Data Privacy Considerations

AI models and training datasets are often highly sensitive, raising concerns about data privacy in decentralized networks. In traditional cloud computing, users must trust the provider to handle data securely. However, cloud platforms remain vulnerable to insider threats, data breaches, and government interventions.

TensorGrid enhances privacy through encrypted computation and secure multi-party computation (MPC), ensuring that GPU providers cannot access raw data. Additionally, zero-knowledge proofs enable computation verification without revealing model details or training data, maintaining confidentiality while ensuring correctness.
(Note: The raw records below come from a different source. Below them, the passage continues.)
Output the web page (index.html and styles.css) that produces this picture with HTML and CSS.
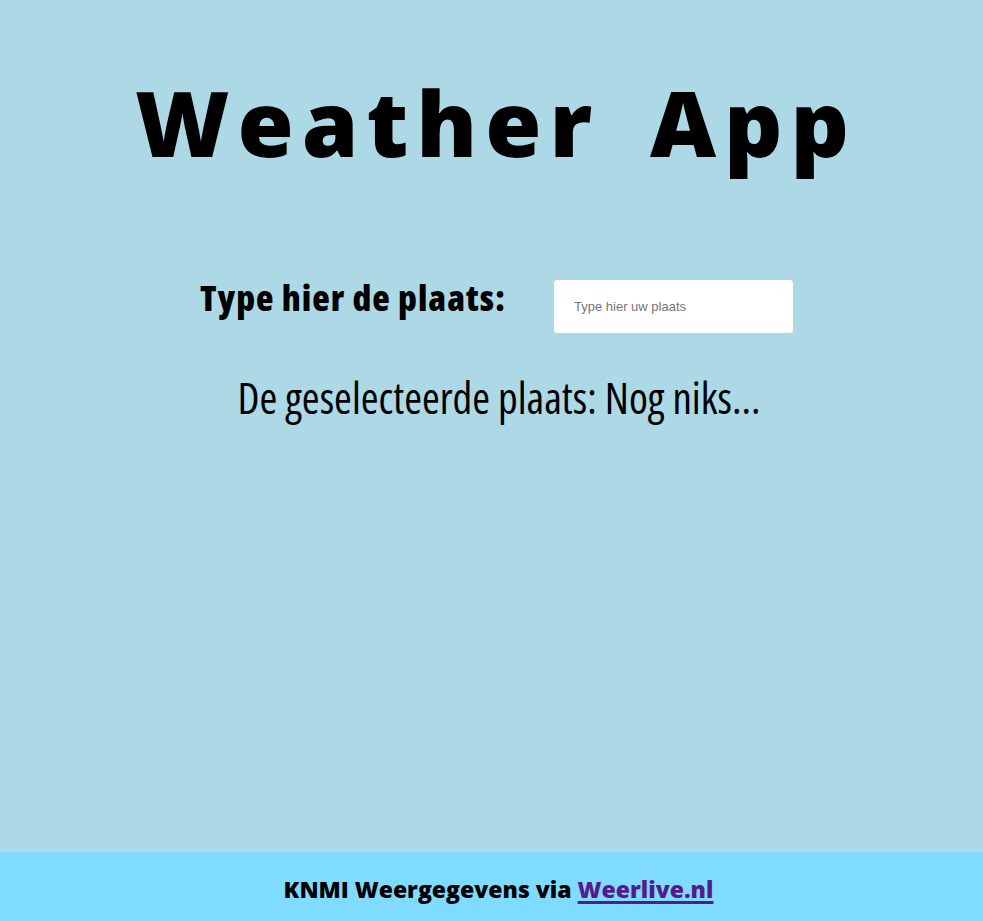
FILE: index.html
```html
<!DOCTYPE html>
<html lang="nl">
<head>
<meta charset="utf-8">
<title>Weather App</title>
<link rel="stylesheet" href="styles.css">
</head>
<body>
<main class="page">
  <h1 class="title">Weather App</h1>
  <div class="search-row">
    <label class="search-label" for="plaats">Type hier de plaats:</label>
    <input class="search-input" id="plaats" type="text" placeholder="Type hier uw plaats">
  </div>
  <h2 class="selected">De geselecteerde plaats: Nog niks...</h2>
</main>
<footer class="footer">
  <p class="footer-text">KNMI Weergegevens via <a class="footer-link" href="#">Weerlive.nl</a></p>
</footer>
</body>
</html>
```
FILE: styles.css
```css
html, body {
  margin: 0;
  padding: 0;
}

body {
  min-height: 100vh;
  display: flex;
  flex-direction: column;
  background: #add8e6;
  color: #000;
  font-family: "Open Sans", "Liberation Sans", sans-serif;
  font-stretch: 75%;
}

.page {
  flex: 1;
  display: flex;
  flex-direction: column;
  align-items: center;
  padding-left: 15px;
}

.title {
  margin: 77px 0 0 -6px;
  font-size: 91px;
  line-height: 1;
  font-weight: 800;
  font-stretch: 90%;
  letter-spacing: 8px;
  word-spacing: 18px;
}

.search-row {
  margin: 111px 4px 0 0;
  display: flex;
  align-items: flex-start;
  gap: 47px;
}

.search-label {
  margin-top: 1px;
  font-size: 36px;
  line-height: 1;
  font-weight: 800;
  font-stretch: 87.5%;
  letter-spacing: 1px;
}

.search-input {
  box-sizing: border-box;
  width: 241px;
  height: 55px;
  padding: 0 20px;
  border: 1px solid #ccc;
  border-radius: 4px;
  background: #fff;
  font-family: "Liberation Sans", Arial, sans-serif;
  font-stretch: 100%;
  font-size: 13px;
  color: #333;
}

.search-input::placeholder {
  color: #757575;
}

.selected {
  margin: 42px 0 0 0;
  font-size: 43px;
  line-height: 1;
  font-weight: 500;
}

.footer {
  height: 69px;
  box-sizing: border-box;
  padding: 26px 0 0 14px;
  background: #7fdbff;
  text-align: center;
}

.footer-text {
  margin: 0;
  font-size: 23px;
  line-height: 1;
  font-weight: 800;
  font-stretch: 100%;
}

.footer-link {
  color: #551a8b;
  text-decoration: underline;
  text-decoration-thickness: 3px;
  text-underline-offset: 3px;
}
```
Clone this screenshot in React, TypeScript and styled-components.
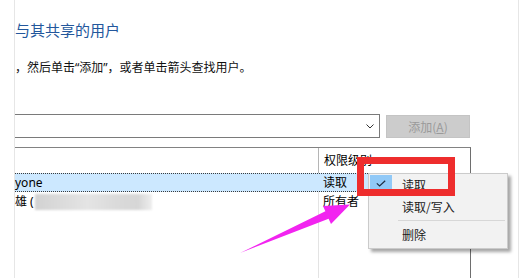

By decentralizing compute resources, TensorGrid eliminates single points of failure and reduces reliance on trusted third parties, offering a more secure and private AI computation model.

Layer 2 Solutions for AI Computation

ZK-Rollups for Cost Reduction

Inspired by blockchain Layer 2 scaling, TensorGrid leverages ZK-Rollups to batch AI computations, reducing costs. In this model, multiple AI tasks are executed off-chain, and a single aggregated proof is submitted to the main network for verification.

This "batch validation" model significantly reduces verification costs, as the main network only processes a compact proof rather than every individual computation. By shifting intensive computations off-chain, TensorGrid minimizes transaction fees while maintaining security guarantees.

Scalability and Throughput Optimization

By decoupling AI computation from the main network, TensorGrid’s Layer 2 solution enables nearly unlimited scalability. Since compute tasks are processed off-chain, hundreds or thousands of tasks can be executed in parallel, with a single proof summarizing all results.

Additionally, incremental verifiable computation (IVC) techniques allow proofs to be recursively generated across multiple stages of AI inference or training, supporting even the largest-scale AI workloads.